Judge Turns Stay-At-Home Dad Into 
Every-Other-Weekend Dad

Lee's story...

After getting married, I gave up a full-time job as a college professor in Southern 
California to move to the Central Valley, where my new wife had been offered a job.          
After moving, I was only able to find work teaching part-time, one or two classes per 
semester.  When my wife gave birth to our first and only child, I became a stay-at-home Dad.  I loved my daughter more than life itself.  I changed most of her diapers, gave most of the baths, and spent most of my waking hours with her. 

My wife said that it was not fair for me to spend so much time with the baby, and for her to be the primary breadwinner.  When I got offered a full-time job at a college in the Bay Area, she said we’d move and she would be a stay-at-home Mom. But after I accepted the job and rented us an apartment, she said she wanted a divorce instead.

She told me that it was important for me to continue to spend as much time as possible with our daughter.  I agreed.  She suggested that I stay at the Bay Area apartment 2-3 nights per week, and spend the rest of the time at our home in the Central Valley.  

I did this for 6 months, until she announced that I could only see my daughter a few weekends per month.  When I said that I would not agree to this, she called up a male “friend,” let him into the house, and while I was feeding our daughter, he cursed at me and threatened to beat me up. I called the police, but they said they were too busy to send an officer.  Somehow, I managed to get the guy out of the house without violence.  
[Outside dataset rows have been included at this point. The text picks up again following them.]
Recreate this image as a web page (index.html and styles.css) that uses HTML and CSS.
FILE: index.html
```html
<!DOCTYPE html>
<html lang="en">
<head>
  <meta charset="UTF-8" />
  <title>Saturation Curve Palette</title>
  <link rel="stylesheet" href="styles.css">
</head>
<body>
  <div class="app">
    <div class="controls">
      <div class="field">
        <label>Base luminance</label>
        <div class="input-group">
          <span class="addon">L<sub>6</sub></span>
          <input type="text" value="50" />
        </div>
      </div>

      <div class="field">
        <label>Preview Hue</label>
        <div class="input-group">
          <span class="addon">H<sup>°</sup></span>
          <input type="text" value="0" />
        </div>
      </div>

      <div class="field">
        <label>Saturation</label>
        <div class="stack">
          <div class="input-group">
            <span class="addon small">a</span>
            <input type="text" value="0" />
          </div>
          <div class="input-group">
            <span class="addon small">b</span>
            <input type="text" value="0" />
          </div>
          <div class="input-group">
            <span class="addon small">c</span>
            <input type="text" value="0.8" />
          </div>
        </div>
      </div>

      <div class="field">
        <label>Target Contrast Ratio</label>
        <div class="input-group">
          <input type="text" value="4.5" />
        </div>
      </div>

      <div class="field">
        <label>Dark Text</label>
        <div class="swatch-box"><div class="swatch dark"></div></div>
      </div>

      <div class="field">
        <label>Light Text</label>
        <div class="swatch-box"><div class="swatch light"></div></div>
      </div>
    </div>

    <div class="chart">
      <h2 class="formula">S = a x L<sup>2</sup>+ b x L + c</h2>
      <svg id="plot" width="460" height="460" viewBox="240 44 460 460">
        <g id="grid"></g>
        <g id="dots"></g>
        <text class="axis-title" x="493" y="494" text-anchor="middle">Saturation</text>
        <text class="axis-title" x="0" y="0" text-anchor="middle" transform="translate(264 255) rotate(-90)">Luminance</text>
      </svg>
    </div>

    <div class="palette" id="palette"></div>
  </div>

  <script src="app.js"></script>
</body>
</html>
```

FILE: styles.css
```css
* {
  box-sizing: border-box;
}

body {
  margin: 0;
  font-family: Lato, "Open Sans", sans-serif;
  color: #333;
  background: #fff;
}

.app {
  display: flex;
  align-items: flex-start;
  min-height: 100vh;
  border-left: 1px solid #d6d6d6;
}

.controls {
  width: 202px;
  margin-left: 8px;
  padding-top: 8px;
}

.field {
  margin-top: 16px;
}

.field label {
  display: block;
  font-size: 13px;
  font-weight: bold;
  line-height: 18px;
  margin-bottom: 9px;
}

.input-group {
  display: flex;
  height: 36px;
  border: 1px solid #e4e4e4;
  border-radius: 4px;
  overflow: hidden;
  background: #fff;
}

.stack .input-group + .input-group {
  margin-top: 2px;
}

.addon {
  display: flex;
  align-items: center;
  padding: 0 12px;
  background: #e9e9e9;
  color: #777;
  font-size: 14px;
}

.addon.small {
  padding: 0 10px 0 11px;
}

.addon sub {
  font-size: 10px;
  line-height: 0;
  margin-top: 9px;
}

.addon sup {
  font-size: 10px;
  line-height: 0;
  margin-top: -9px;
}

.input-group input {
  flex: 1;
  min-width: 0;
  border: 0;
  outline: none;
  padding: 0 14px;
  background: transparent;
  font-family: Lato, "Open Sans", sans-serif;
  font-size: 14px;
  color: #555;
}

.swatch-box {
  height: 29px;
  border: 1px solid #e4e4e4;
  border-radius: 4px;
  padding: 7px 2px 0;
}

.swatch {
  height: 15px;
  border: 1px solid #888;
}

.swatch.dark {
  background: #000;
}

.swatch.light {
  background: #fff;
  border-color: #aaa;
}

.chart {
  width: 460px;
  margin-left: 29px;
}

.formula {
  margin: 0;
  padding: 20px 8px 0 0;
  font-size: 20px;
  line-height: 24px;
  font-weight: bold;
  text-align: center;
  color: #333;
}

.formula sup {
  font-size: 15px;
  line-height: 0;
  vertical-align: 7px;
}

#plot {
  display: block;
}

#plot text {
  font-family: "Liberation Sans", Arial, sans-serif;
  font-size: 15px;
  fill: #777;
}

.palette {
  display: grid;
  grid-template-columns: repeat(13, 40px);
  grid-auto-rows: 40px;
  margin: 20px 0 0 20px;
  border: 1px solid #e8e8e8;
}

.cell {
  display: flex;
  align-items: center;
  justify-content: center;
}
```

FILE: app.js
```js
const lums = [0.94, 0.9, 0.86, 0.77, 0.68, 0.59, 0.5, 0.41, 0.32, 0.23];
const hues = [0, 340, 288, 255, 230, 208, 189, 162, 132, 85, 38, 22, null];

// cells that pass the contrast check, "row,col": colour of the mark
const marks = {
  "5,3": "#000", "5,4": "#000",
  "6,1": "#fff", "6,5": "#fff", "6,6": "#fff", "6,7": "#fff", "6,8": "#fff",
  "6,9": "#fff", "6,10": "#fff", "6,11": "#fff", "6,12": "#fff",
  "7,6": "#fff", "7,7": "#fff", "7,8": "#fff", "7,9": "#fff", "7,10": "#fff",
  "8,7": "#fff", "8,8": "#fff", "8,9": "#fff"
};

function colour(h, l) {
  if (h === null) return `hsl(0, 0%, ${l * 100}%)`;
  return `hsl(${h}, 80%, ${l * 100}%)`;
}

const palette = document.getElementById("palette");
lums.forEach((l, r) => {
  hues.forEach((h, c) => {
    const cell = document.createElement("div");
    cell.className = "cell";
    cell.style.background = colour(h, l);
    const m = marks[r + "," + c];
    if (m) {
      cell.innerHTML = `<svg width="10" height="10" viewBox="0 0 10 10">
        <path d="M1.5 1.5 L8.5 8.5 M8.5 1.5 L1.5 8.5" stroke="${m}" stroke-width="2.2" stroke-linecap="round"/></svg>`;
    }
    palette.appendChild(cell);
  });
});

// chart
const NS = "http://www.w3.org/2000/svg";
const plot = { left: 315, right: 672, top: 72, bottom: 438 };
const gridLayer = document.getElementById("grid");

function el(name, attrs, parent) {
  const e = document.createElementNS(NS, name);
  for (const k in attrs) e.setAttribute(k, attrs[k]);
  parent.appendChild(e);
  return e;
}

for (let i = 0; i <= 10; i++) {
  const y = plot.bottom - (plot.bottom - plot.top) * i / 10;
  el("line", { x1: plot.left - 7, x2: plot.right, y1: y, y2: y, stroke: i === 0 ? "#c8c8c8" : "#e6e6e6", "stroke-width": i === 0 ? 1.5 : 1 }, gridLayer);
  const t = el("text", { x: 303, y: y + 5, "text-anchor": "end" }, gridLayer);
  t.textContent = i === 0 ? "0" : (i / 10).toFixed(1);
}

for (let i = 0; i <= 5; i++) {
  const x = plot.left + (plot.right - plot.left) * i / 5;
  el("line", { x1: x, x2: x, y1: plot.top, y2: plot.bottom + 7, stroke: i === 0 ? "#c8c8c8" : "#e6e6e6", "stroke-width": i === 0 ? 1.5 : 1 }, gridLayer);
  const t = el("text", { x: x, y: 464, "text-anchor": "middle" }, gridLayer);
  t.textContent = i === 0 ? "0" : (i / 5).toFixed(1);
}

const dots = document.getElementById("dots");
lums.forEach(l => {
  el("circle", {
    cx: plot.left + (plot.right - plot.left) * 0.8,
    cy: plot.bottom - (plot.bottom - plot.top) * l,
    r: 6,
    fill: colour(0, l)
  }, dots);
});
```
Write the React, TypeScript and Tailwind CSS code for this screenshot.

A few days later, I found that my wife and one-year-old daughter had disappeared. No cell phone calls or emails were returned. 

The police and the DA wouldn’t help.  They said my wife had filed for a domestic violence restraining order.  Shocking.  I had never laid a finger on her (although she had on me).

I was barred from entering my house.  When she finally returned home a week later, I rang the doorbell, but she wouldn’t come to the door. Instead, she called the police. They arrived almost immediately. What a difference it makes if the caller is a woman!

In court, my wife claimed falsely that my daughter had a medical condition that prevented her from traveling to the Bay Area.  Because I no longer had access to our residence in the Central Valley, the court denied me overnight visits.  I was allowed to drive 200 miles round-trip a few times per week to visit my daughter, who would remain in her mother’s care.

At the next hearing, I brought a letter from my daughter’s doctor that there was no medical reason she could not travel to the Bay Area.  Also, the restraining order application was thrown out because the alleged “domestic violence” was that I’d raised my voice and slammed the door.  

You’d think that the judge would punish my ex for making false accusations.  California Family Code Sec. (a)(1) states:  “In making an order granting custody to either parent, the court shall consider, among other factors, which parent is more likely to allow the child frequent and continuing contact with the noncustodial parent… and shall not prefer a parent as custodian because of that parent's sex.”  But the Family Code also gives the judge almost unlimited power to decide what is “in the best interest of the child.”  In my case, the judge decided that it was in the child’s best interest to live with her mother, and to see me every other weekend.

Four years have passed.  I’m on the edge of bankruptcy because my debts from legal expenses are nearly twice my annual income.  I can no longer afford a lawyer, but I still have to go to court, alone, some half a dozen times per year.  

The judge complains that he’s sick of seeing my ex and me in his courtroom, as if the fault is equally shared between us. When my ex refused for months on end to attend court-ordered co-parenting counseling sessions, the judge removed the order for co-parenting counseling.  Each time I complain that, contrary to the judge’s order, my ex is denying me phone contact with my daughter, the judge says that kids her age don’t speak much on the phone anyway.  When I changed my work schedule so that I would be available to spend more time with daughter, the judge refused to change the visitation schedule. I asked the judge three times what I could do to be granted more time with my daughter. Each time, the judge refused to answer my question.

My daughter tells me that she gets punished if she’s talking to me on the phone and fails to hang up when her mother commands. One day, perhaps, my daughter will decide that having a relationship with me is too stressful, and will cut off contact with me. Parental alienation syndrome is all-too common in the US.  But I hope my daughter has the courage to have a father, despite all the forces trying to deprive her of one.